In the ED, the patient was hypertensive with BP 211/103. She was started on propofol and midazolam for sedation and seizure abortion. ABG was significant for pH 7.046 and PaCO2 of 76.1. CT chest showed multifocal patchy groundglass opacities concerning for edema or multifocal infiltrates. EKG on admission notable for new pre-atrial complexes and delayed R-wave transition. CBC notable for WBC 15.4, Hgb 11.2, 81% Neutrophils. CMP was notable for Potassium of 3.4, bicarbonate of 18, anion gap of 21, and lactic acid was 4.0.
Upon admission to the ICU, patient was given loading dose Keppra, midazolam was continued, propofol was stopped, and Ceribell EEG was performed. EEG showed encephalopathic but no epileptiform changes. TSH was 2.39. Urinalysis was notable for positive leukocyte esterase, nitrites, urine bacteria, and WBC 51-100. Soon after arrival, patient developed shock with BP of 76/48. Decision was made to initiate LIE. An initial dose of 1.5ml/kg was given over 3 minutes, followed by a 0.25ml/kg/min dose give for 30 minutes. Thirty to sixty minutes after completion of the doses, patient had profound neurological improvement. Treatment was complicated by lipase elevation to 2088 (U/L), triglyceride elevation 1525 mg/mL, and blood draw difficulties due to increased blood viscosity. Blood draw difficulties and hypertriglyceridemia resolved with 24 hours. Lipase elevation returned to normal after 48 hours. Serum lidocaine level was 1.0 mg/dL and < 1.0 mg/dL approximately 9 hours and 23 hours after infusion, respectively. Patient was extubated after 24 hours with full neurological recovery.
Discussion:
Local anesthetic toxicity, including lidocaine, can present a clinician with complex decision making. While all have a hydrophilic group, the presence of either an ester or amide link on the intermediary chain dictates its metabolism either via plasma cholinesterases or hepatic oxidation, which could lead to worsening toxicity in patients with cirrhosis. While there is no proven antidote to lidocaine toxicity, there are ample human case reports showing the beneficial effects of ILE treatment in lidocaine induced cardiac arrest. The exact mechanism of action is still unknown. Rat and human models have shown ILE creates a "lipid sink" phenomenon, which decreased serum concentrations of lidocaine but rarely showed a benefit in primary symptom outcomes. Rat models have also shown ILE has direct end organ benefit by actively removing the toxin from the organ tissue and improve post-ischemic cardiac reperfusion via its effects on glycogen synthase kinase 3β and mitochondrial permeability.

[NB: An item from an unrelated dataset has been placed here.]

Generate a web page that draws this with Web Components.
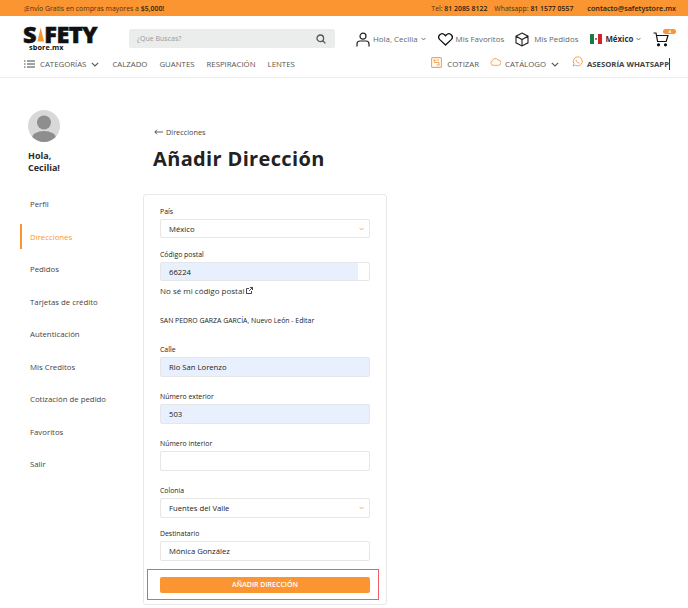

While ILE may be an effective therapy for lidocaine toxicity, there can be significant side effects, including pancreatitis, hyperviscosity, and hypertriglyceridemia. The combination of major side effects and proven therapeutic benefit from trials, the use of ILE should be reserved for patients with significant neurological findings or cardiovascular collapse in patients with lidocaine toxicity.
Conclusion:
ILE for severe lidocaine toxicity can be an effective tool. While the exact mechanism is unknown, studies suggest it may have a multi- modal effect. The use of ILE should be reserved for severe cases as the side effects in themselves can lead to significant secondary complications.